Sheikh Md Nazim Uddin, project director of Farm Mechanisation Project Phase-II under the ministry of agriculture, said the introduction of modern machinery like mini combine harvester, reaper, seeder, seedling transplanter, USG applicators, etc can increase production while also reducing post-harvest losses.
He said if combine harvesters are used, post-harvest loss will be only 1.27 per cent from the present 6.7 per cent.
Dr Asaduzzaman said the farm mechanisation may have boosted production but it warrants review of whether it has benefited the farming community.
He said marginal farmers having less than 2.5 acres of land now constitute as high as 85 per cent of the farm community, compared with 70 per cent in 1980.
He said the real income of the farmers has been going down due to lower price of farm produce and rising input costs.
He maintained that the massive mechanisation since the 1990s forced thousands of people to migrate as they lost jobs in rural areas.
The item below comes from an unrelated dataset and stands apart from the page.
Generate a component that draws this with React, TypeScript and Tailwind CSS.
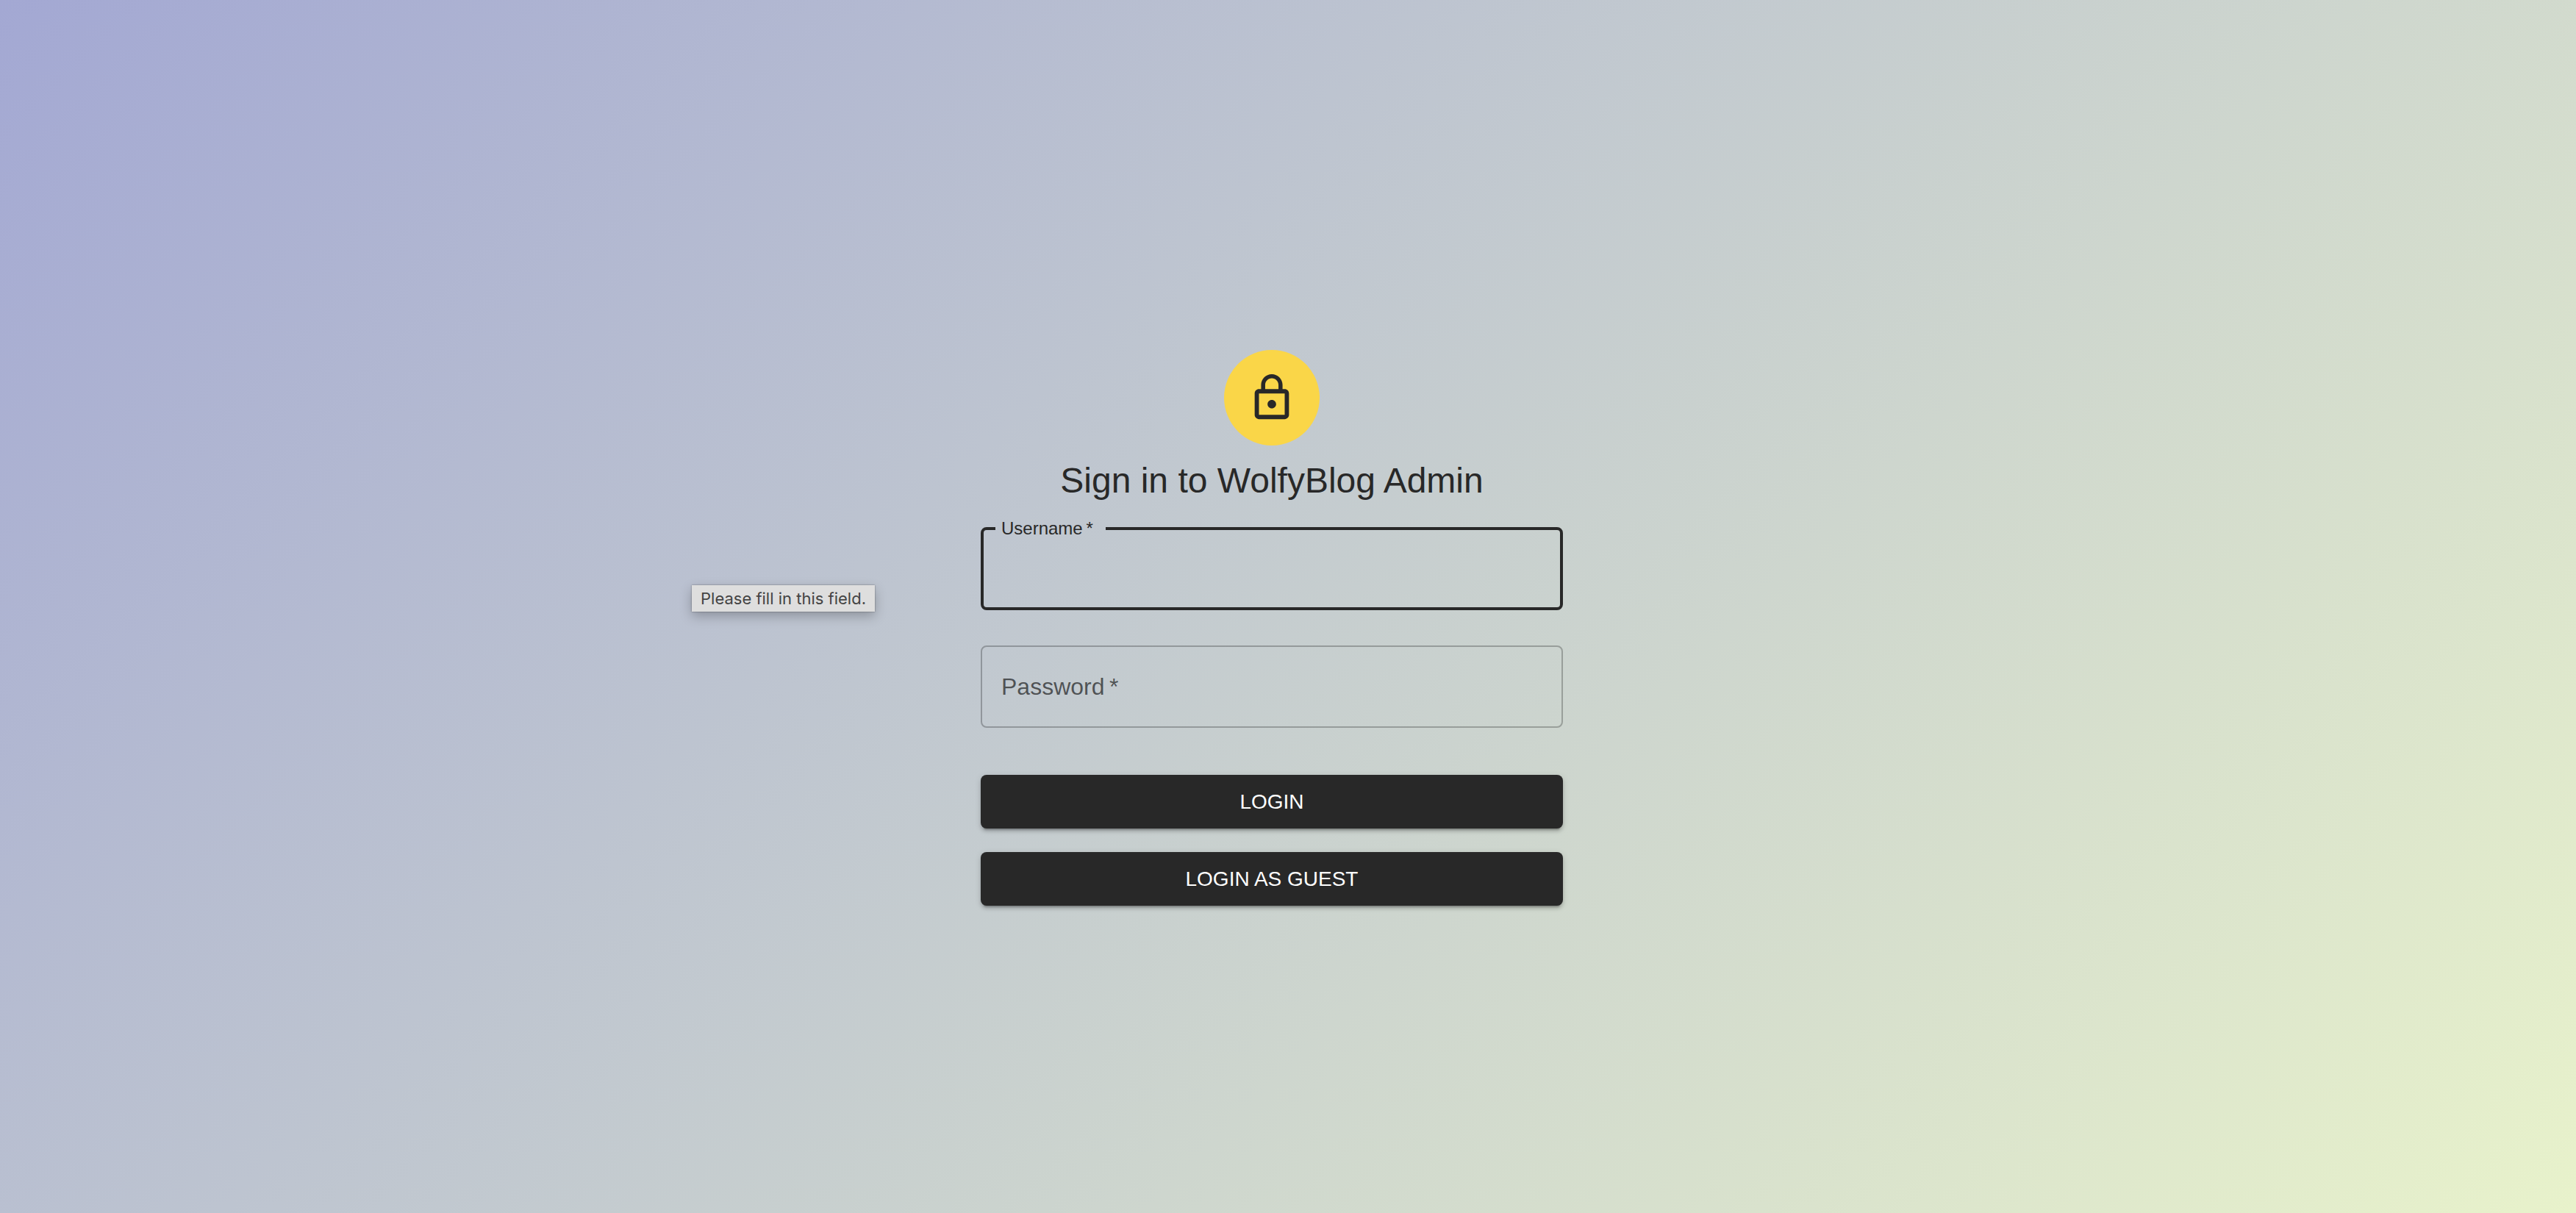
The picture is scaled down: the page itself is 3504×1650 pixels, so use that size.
import React from "react";

function LockIcon() {
  return (
    <svg viewBox="0 0 24 24" className="size-[70px]" fill="#282828" aria-hidden="true">
      <path d="M12 17c1.1 0 2-.9 2-2s-.9-2-2-2-2 .9-2 2 .9 2 2 2m6-9h-1V6c0-2.76-2.24-5-5-5S7 3.24 7 6v2H6c-1.1 0-2 .9-2 2v10c0 1.100.9 2 2 2h12c1.100 0 2-.9 2-2V10c0-1.100-.9-2-2-2M8.900 6c0-1.710 1.390-3.100 3.100-3.100s3.100 1.390 3.100 3.100v2H8.900zM18 20H6V10h12z" />
    </svg>
  );
}

function ActionButton({ type, children }: { type: "submit" | "button"; children: React.ReactNode }) {
  return (
    <button
      type={type}
      className="h-[73px] w-full rounded-lg bg-[#282828] text-[28px] leading-[49px] text-white uppercase shadow-[0_6px_2px_-4px_rgba(0,0,0,0.2),0_4px_4px_0_rgba(0,0,0,0.14),0_2px_10px_0_rgba(0,0,0,0.12)]"
    >
      {children}
    </button>
  );
}

export default function App() {
  return (
    <main className="flex min-h-screen flex-col items-center justify-center bg-[linear-gradient(135deg,#a3a8d3_0%,#e8f2cb_100%)] pt-[58px] pr-11 font-['Liberation_Sans',Arial,sans-serif] text-[#282828]">
      <div className="flex size-[130px] items-center justify-center rounded-full bg-[#fad648]">
        <LockIcon />
      </div>
      <h1 className="mt-4 text-[48px] leading-[64px]">Sign in to WolfyBlog Admin</h1>

      <form className="mt-[21px] w-full max-w-[792px]" onSubmit={(e) => e.preventDefault()}>
        <div className="relative">
          <fieldset className="rounded-lg border-4 border-[#282828]">
            <legend className="ml-4 w-[150px] px-2 text-[24px] leading-[24px]">
              <label htmlFor="username">Username{"\u2009"}*</label>
            </legend>
            <input
              id="username"
              name="username"
              type="text"
              className="block h-[95px] w-full bg-transparent px-6 text-[32px] outline-none"
            />
          </fieldset>
          <div
            role="tooltip"
            className="absolute top-[89px] right-full mr-36 bg-[#dedede] px-3 text-[22px] leading-[36px] whitespace-nowrap text-[#444444] shadow-[0_0_2px_rgba(0,0,0,0.4),0_6px_16px_rgba(0,0,0,0.25)] font-[Inter,sans-serif]"
          >
            Please fill in this field.
          </div>
        </div>

        <div className="relative mt-12">
          <input
            id="password"
            name="password"
            type="password"
            placeholder=" "
            className="peer block h-28 w-full rounded-lg border-2 border-black/25 bg-transparent px-[26px] text-[32px] outline-none"
          />
          <label
            htmlFor="password"
            className="pointer-events-none absolute inset-y-0 left-7 hidden items-center text-[32px] leading-[46px] text-black/60 peer-placeholder-shown:flex"
          >
            Password{"\u2009"}*
          </label>
        </div>

        <div className="mt-16 flex flex-col gap-8">
          <ActionButton type="submit">Login</ActionButton>
          <ActionButton type="button">Login as guest</ActionButton>
        </div>
      </form>
    </main>
  );
}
Referring to the second wave of agricultural mechanisation that knocks at the door, Mr Asaduzzaman said agro-farmers will face further threat of unemployment.
“Are cities and industries ready to accommodate these people?” he said adding proper planning and strategy are required to give jobs to the rural migrants.
About the Tk 30 billion farm mechanisation subsidy, Professor Abdul Hamid, chairman of the Agrarian Research Foundation, said the agriculture ministry can buy more than 50,000 mini combine harvesters and rice transplanters with the subsidy.
The machinery could be maintained by the union councils and farmers would contribute a little amount as maintenance costs, he said.
This can boost trading of agro machinery and breathe new life into the rural economy, he said.
Meanwhile, mechanisation in the overall agriculture sector has also helped transform agro-processing into a vibrant industry.
Bangladesh Agro-Processors’ Association (BAPA) president AFM Fakhrul Islam Munshi said the local agro-processing sector with an annual turnover of Tk 300 billion today employs more than 1.0 million people.
He said exports of farm produce, including processed foods, fetched US$ 909 million last fiscal year.